+++ Dataset excerpt +++
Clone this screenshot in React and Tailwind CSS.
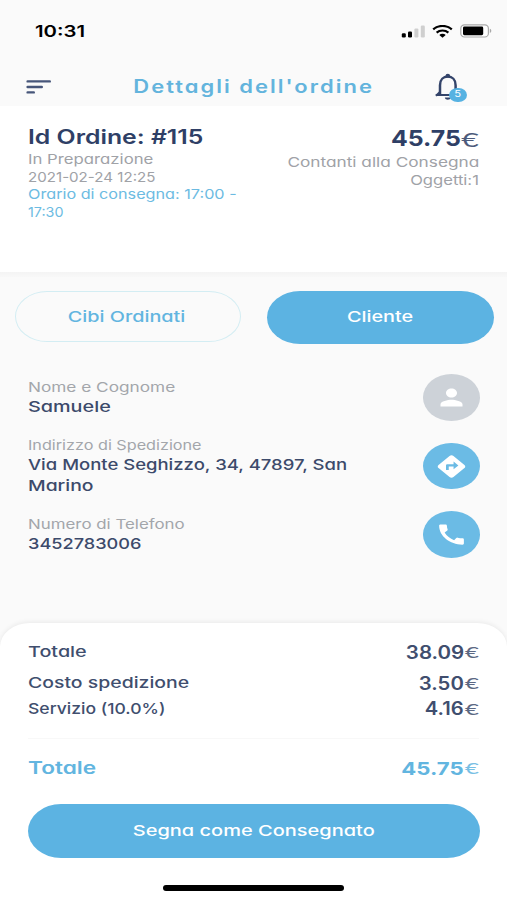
import { clsx } from "clsx";
import { MdCall, MdDirections, MdPerson } from "react-icons/md";

const contacts = [
  {
    label: "Nome e Cognome",
    labelClass: "scale-x-[1.275]",
    lines: [{ text: "Samuele", className: "scale-x-[1.32]" }],
  },
  {
    label: "Indirizzo di Spedizione",
    labelClass: "scale-x-[1.2]",
    lines: [
      { text: "Via Monte Seghizzo, 34, 47897, San", className: "scale-x-[1.233]" },
      { text: "Marino", className: "scale-x-[1.29]" },
    ],
  },
  {
    label: "Numero di Telefono",
    labelClass: "scale-x-[1.25]",
    lines: [{ text: "3452783006", className: "scale-x-[1.21]" }],
  },
];

const actions = [
  { name: "person", Icon: MdPerson, className: "bg-[#cdd2d8]" },
  { name: "directions", Icon: MdDirections, className: "bg-[#6bbbe5]" },
  { name: "call", Icon: MdCall, className: "bg-[#6bbbe5]" },
];

// Wide line of text that keeps its left edge
function Line({ className, children }) {
  return <div className={clsx("w-fit origin-left whitespace-nowrap", className)}>{children}</div>;
}

// Same, anchored on the right
function LineEnd({ className, children }) {
  return <div className={clsx("ml-auto w-fit origin-right whitespace-nowrap", className)}>{children}</div>;
}

function Amount({ value, className, euroClass = "h-[16px] w-[15px] scale-x-[1.5] text-[16px]" }) {
  return (
    <div className="ml-auto flex items-center">
      <span className={clsx("origin-right", className)}>{value}</span>
      <span
        className={clsx(
          "flex origin-right items-end justify-end font-['Lato',sans-serif] leading-none font-normal opacity-85",
          euroClass,
        )}
      >
        €
      </span>
    </div>
  );
}

function StatusBar() {
  return (
    <div className="flex h-[62px] items-center justify-between pl-[35px] pr-[14px] text-black">
      <Line className="scale-x-[1.27] text-[16px] font-semibold">10:31</Line>
      <div className="flex items-center">
        <svg width="25" height="13" viewBox="0 0 25 13" className="mr-[6px]">
          <rect x="0.8" y="8.2" width="4" height="4.2" rx="1.2" fill="#000" />
          <rect x="7" y="6.4" width="4" height="6" rx="1.2" fill="#000" />
          <rect x="13.4" y="3.4" width="4" height="9" rx="1.2" fill="#cfcfcf" />
          <rect x="19.8" y="0.5" width="4" height="11.9" rx="1.2" fill="#cfcfcf" />
        </svg>
        <svg width="21" height="13" viewBox="0 0 21 13" className="mr-[7px]" fill="none" stroke="#000">
          <path d="M1.2 4.4C6.2 -0.2 14.8 -0.2 19.8 4.4" strokeWidth="2.2" />
          <path d="M4.6 7.6C7.8 4.7 13.2 4.7 16.4 7.6" strokeWidth="2.1" />
          <path d="M7.3 9.9C9 8.3 12 8.3 13.7 9.9L10.5 12.7Z" fill="#000" stroke="none" />
        </svg>
        <svg width="33" height="14" viewBox="0 0 33 14">
          <rect x="0.8" y="0.8" width="27.6" height="12.2" rx="3.6" fill="#fff" stroke="#a9a9a9" strokeWidth="1.2" />
          <rect x="3" y="2.6" width="20.2" height="8.6" rx="1.4" fill="#000" />
          <path d="M29.8 4.8C31.8 5.4 31.8 8.4 29.8 9Z" fill="#a9a9a9" />
        </svg>
      </div>
    </div>
  );
}

function Header() {
  return (
    <div className="flex h-[44px] items-center justify-between pl-[26px] pr-[40px] pt-[5px]">
      <svg
        width="26"
        height="16"
        viewBox="0 0 26 16"
        className="mt-px"
        fill="none"
        stroke="#47567a"
        strokeWidth="2.4"
        strokeLinecap="round"
      >
        <path d="M1.6 2.4H23.8M1.6 8H15.8M1.6 13.4H7.8" />
      </svg>
      <h1 className="origin-center scale-x-[1.22] whitespace-nowrap pl-[18px] text-[18px] font-semibold tracking-[1.65px] text-[#63b4dd]">
        Dettagli dell'ordine
      </h1>
      <div className="relative">
        <svg width="33" height="30" viewBox="0 0 33 30" fill="none" stroke="#34446a">
          <path
            d="M6 22.6V13.2C6 7.6 9.4 4.6 13.8 4.6S21.6 7.6 21.6 13.2V22.6"
            strokeWidth="2.5"
          />
          <path d="M2.6 23.2L5.4 20.6M22.2 20.6L25 23.2M2.4 23H25.2" strokeWidth="2" strokeLinecap="round" />
          <ellipse cx="13.8" cy="3.8" rx="2.3" ry="2" fill="#34446a" stroke="none" />
          <path d="M10.8 25.4H16.8C16.4 28.4 11.2 28.4 10.8 25.4Z" fill="#34446a" stroke="none" />
        </svg>
        <span className="absolute right-[0.5px] top-[16px] flex h-[14.5px] w-[17.5px] items-center justify-center rounded-[50%] bg-[#56b2e2] pb-[3px] text-[9px] text-white">
          <span className="scale-x-125">5</span>
        </span>
      </div>
    </div>
  );
}

function OrderSummary() {
  return (
    <div className="flex h-[166px] justify-between bg-white px-[28px] pt-[18px] text-[13.5px] leading-[17.7px] text-[#a0a2a7]">
      <div>
        <Line className="scale-x-[1.24] text-[20px] font-semibold leading-[26px] text-[#2f3f66]">Id Ordine: #115</Line>
        <Line className="mt-px scale-x-[1.24]">In Preparazione</Line>
        <Line className="scale-x-[1.12]">2021-02-24 12:25</Line>
        <Line className="scale-x-[1.2] text-[#6cbbe2]">Orario di consegna: 17:00 -</Line>
        <Line className="scale-x-[1.06] text-[#6cbbe2]">17:30</Line>
      </div>
      <div>
        <div className="flex leading-[29px] text-[#2f3f66]">
          <Amount
            value="45.75"
            className="scale-x-[1.13] text-[22px] font-bold"
            euroClass="h-[20px] w-[18px] scale-x-[1.6] text-[19px]"
          />
        </div>
        <LineEnd className="scale-x-[1.277] leading-[18px]">Contanti alla Consegna</LineEnd>
        <LineEnd className="scale-x-[1.23] leading-[18px]">Oggetti:1</LineEnd>
      </div>
    </div>
  );
}

function CustomerTabs() {
  return (
    <div className="flex items-start justify-between pl-[14.5px] pr-[13.5px] pt-[14px] text-[15px] font-medium">
      <button className="flex h-[51px] w-[226px] items-center justify-center rounded-[32px/25.5px] border border-[#d3edf3] pt-px pr-px">
        <span className="scale-x-[1.32] text-[#62b5e0]">Cibi Ordinati</span>
      </button>
      <button className="flex h-[53px] w-[227px] items-center justify-center rounded-[33px/26.5px] bg-[#5cb3e2] pb-px">
        <span className="scale-x-[1.32] text-white">Cliente</span>
      </button>
    </div>
  );
}

function Customer() {
  return (
    <div className="flex justify-between pl-[28px] pr-[27px] pt-[30px]">
      <div className="flex flex-col gap-[19px] pt-[4px]">
        {contacts.map((c) => (
          <div key={c.label}>
            <Line className={clsx("text-[13.5px] leading-[19px] text-[#a3a6ab]", c.labelClass)}>{c.label}</Line>
            {c.lines.map((l) => (
              <Line key={l.text} className={clsx("text-[15px] font-medium leading-[20.3px] text-[#3c4a6b]", l.className)}>
                {l.text}
              </Line>
            ))}
          </div>
        ))}
      </div>
      <div className="flex flex-col gap-[22px]">
        {actions.map(({ name, Icon, className }) => (
          <button
            key={name}
            className={clsx("flex h-[46.7px] w-[57px] items-center justify-center rounded-[50%]", className)}
          >
            <Icon className="h-[27px] w-[33px] text-white" preserveAspectRatio="none" />
          </button>
        ))}
      </div>
    </div>
  );
}

function Totals() {
  return (
    <div className="h-[277px] rounded-t-[30px_24px] bg-white px-[28px] shadow-[0_-1px_5px_rgba(0,0,0,0.07)]">
      <div className="pt-[16px] text-[15px] font-medium text-[#404e6e]">
        <div className="flex h-[26px] items-center">
          <Line className="pt-px scale-x-[1.32]">Totale</Line>
          <Amount value="38.09" className="scale-x-[1.14] text-[18px] font-semibold" />
        </div>
        <div className="mt-[5px] flex h-[26px] items-center">
          <Line className="pt-px scale-x-[1.295]">Costo spedizione</Line>
          <Amount value="3.50" className="scale-x-[1.13] text-[18px] font-semibold" />
        </div>
        <div className="flex h-[25px] items-center">
          <Line className="pt-px scale-x-[1.17]">Servizio (10.0%)</Line>
          <Amount value="4.16" className="scale-x-[1.12] text-[18px] font-semibold" />
        </div>
      </div>
      <div className="mt-[17px] border-t border-[#f8f8f8]" />
      <div className="mt-[16px] flex h-[26px] items-center text-[17px] font-semibold text-[#62b5e0]">
        <Line className="pt-px scale-x-[1.33]">Totale</Line>
        <Amount value="45.75" className="scale-x-[1.23] text-[18px] font-bold" />
      </div>
      <button className="-mr-px mt-[23px] flex h-[54px] w-[452px] items-center justify-center rounded-[33px/27px] bg-[#5cb3e2] text-[15px] font-medium text-white">
        <span className="scale-x-[1.333]">Segna come Consegnato</span>
      </button>
      <div className="mx-auto mt-[27px] h-[6px] w-[181px] rounded-full bg-black" />
    </div>
  );
}

export default function App() {
  return (
    <div className="flex h-[900px] w-[507px] flex-col overflow-hidden bg-[#fafafa] font-['Inter',sans-serif] [font-feature-settings:'cv11']">
      <StatusBar />
      <Header />
      <OrderSummary />
      <div className="h-[5px] bg-linear-to-b from-[#f4f4f4] to-[#f8f8f8]" />
      <CustomerTabs />
      <Customer />
      <div className="mt-auto">
        <Totals />
      </div>
    </div>
  );
}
+++
Problem description:
Would you reproduce the lines above, from the very first through the line containing "MdCall, MdDirections, MdPerson", exactly and without the pictures?

Expected answer:
Clone this screenshot in React and Tailwind CSS.
import { clsx } from "clsx";
import { MdCall, MdDirections, MdPerson } from "react-icons/md";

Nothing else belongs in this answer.